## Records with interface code
▶
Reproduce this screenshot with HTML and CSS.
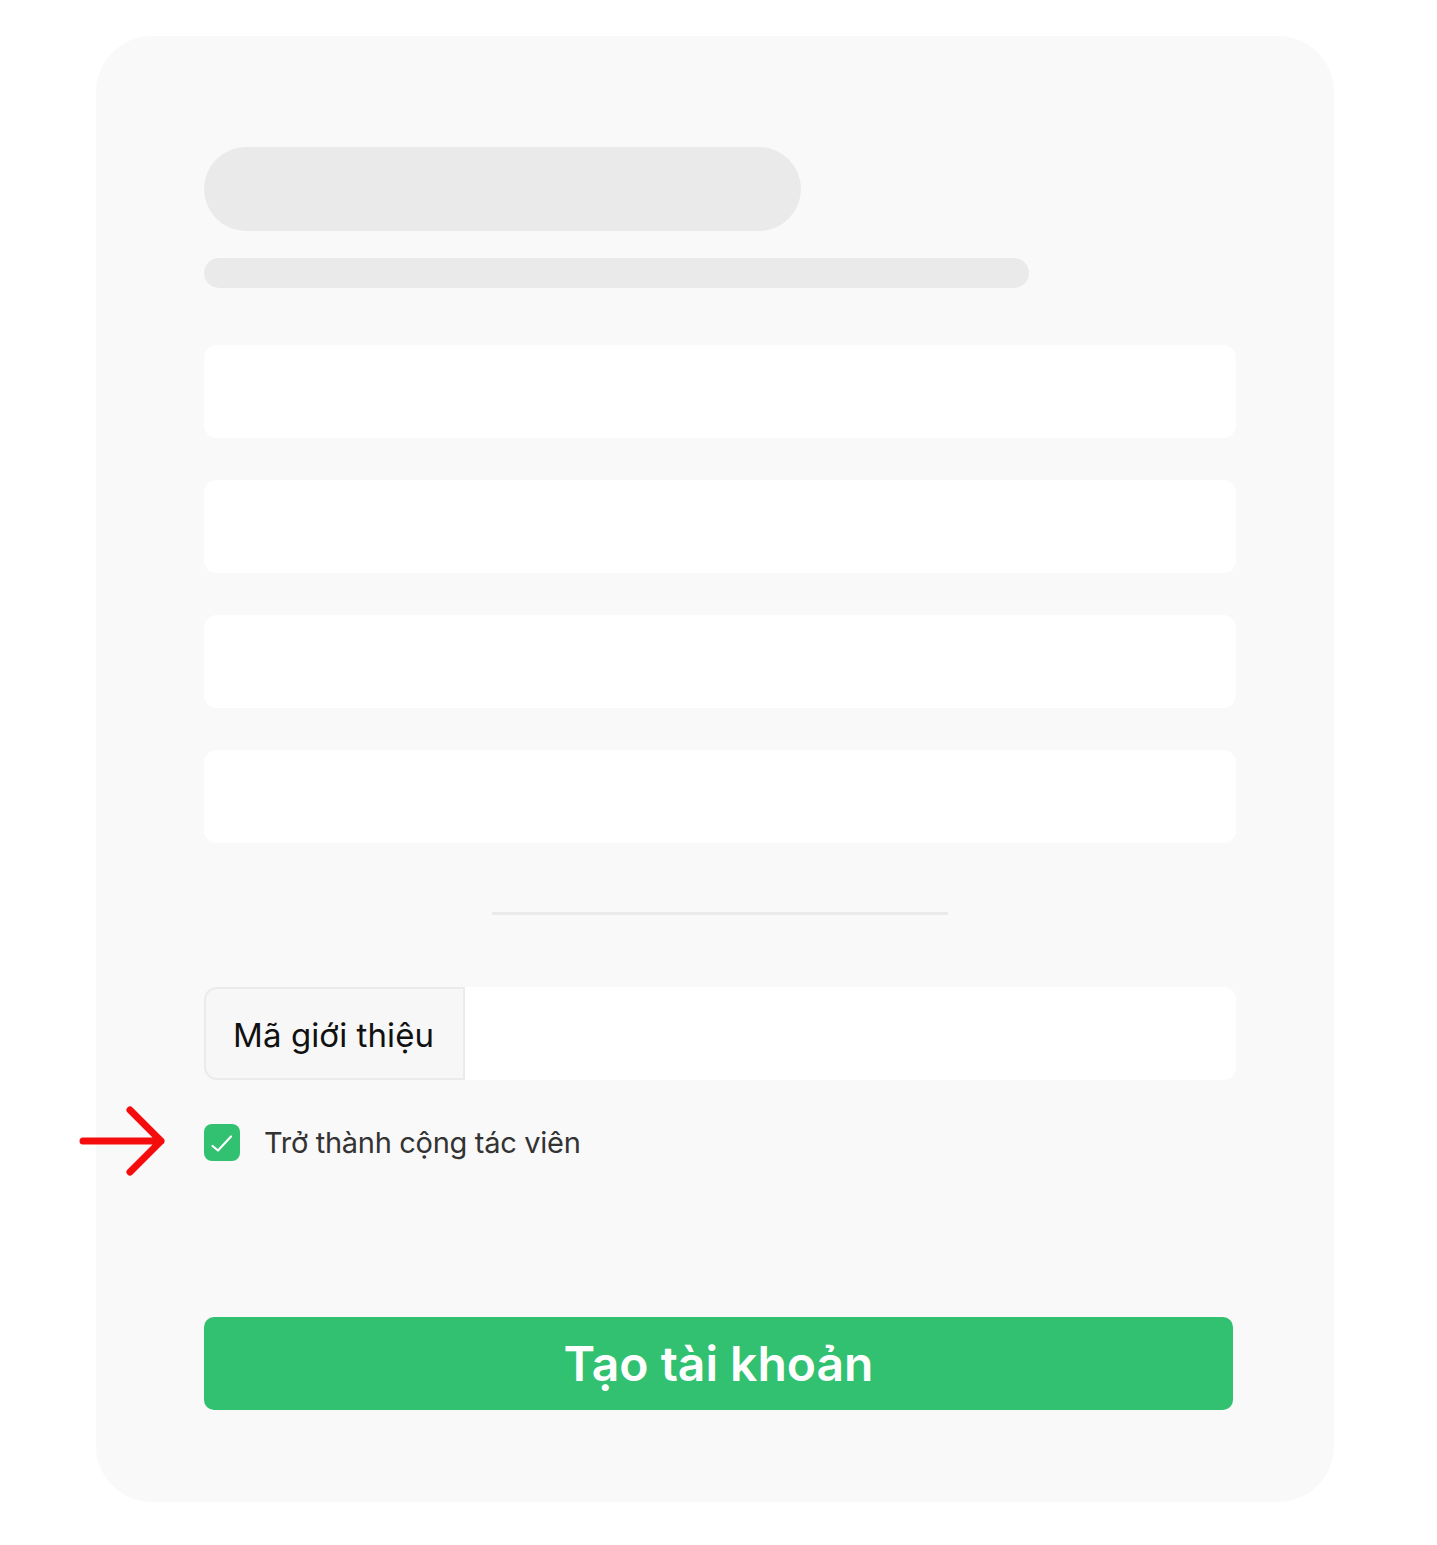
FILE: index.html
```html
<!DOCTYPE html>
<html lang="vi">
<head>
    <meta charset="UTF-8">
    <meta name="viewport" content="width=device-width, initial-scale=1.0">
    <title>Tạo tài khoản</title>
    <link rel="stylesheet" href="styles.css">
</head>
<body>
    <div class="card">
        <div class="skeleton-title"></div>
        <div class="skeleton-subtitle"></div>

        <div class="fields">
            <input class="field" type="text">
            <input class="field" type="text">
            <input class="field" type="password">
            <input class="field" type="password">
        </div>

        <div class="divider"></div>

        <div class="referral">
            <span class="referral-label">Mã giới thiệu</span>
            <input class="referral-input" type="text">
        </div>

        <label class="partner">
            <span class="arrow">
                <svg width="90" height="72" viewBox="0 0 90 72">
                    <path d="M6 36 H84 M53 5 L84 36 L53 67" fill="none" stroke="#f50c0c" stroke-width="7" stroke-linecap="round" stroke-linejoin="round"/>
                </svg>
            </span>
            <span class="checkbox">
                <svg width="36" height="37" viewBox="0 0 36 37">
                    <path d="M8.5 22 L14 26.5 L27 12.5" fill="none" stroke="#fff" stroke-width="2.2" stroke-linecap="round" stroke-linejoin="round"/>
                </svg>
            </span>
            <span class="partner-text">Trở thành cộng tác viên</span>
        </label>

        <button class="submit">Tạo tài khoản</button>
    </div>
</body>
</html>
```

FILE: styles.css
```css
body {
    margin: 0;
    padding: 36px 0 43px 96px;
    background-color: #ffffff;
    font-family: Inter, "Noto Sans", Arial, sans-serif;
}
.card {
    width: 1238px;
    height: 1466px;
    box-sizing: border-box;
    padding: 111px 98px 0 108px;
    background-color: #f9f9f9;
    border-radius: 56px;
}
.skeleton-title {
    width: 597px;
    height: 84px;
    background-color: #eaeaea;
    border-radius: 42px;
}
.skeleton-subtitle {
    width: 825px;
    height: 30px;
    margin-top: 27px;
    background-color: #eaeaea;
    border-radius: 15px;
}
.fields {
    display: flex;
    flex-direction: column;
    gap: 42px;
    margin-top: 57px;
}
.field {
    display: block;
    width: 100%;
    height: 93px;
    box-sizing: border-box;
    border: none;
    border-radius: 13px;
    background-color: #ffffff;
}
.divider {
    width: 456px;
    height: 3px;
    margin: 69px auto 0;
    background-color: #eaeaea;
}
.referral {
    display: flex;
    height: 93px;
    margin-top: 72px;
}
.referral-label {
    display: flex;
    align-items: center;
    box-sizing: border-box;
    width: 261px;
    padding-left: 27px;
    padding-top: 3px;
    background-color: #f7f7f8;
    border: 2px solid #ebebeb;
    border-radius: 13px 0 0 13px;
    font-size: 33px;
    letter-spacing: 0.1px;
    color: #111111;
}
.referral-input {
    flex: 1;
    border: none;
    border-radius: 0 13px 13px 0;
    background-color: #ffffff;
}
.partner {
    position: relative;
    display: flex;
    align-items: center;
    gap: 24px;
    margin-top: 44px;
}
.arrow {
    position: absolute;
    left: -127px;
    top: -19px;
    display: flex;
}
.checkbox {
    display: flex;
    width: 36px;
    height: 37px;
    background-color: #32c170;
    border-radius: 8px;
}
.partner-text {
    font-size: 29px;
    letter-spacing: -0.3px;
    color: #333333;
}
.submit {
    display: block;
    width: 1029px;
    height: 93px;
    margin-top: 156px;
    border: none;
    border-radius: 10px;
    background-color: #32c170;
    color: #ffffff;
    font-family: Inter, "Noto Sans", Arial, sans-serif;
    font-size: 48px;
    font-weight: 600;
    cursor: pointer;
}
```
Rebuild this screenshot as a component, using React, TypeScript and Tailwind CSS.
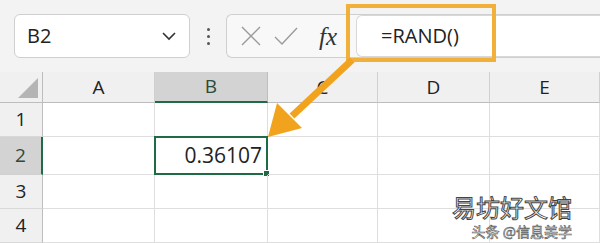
◀
Copy each line of the records that contains the word "this".

## Answer in full
Reproduce this screenshot with HTML and CSS.
Rebuild this screenshot as a component, using React, TypeScript and Tailwind CSS.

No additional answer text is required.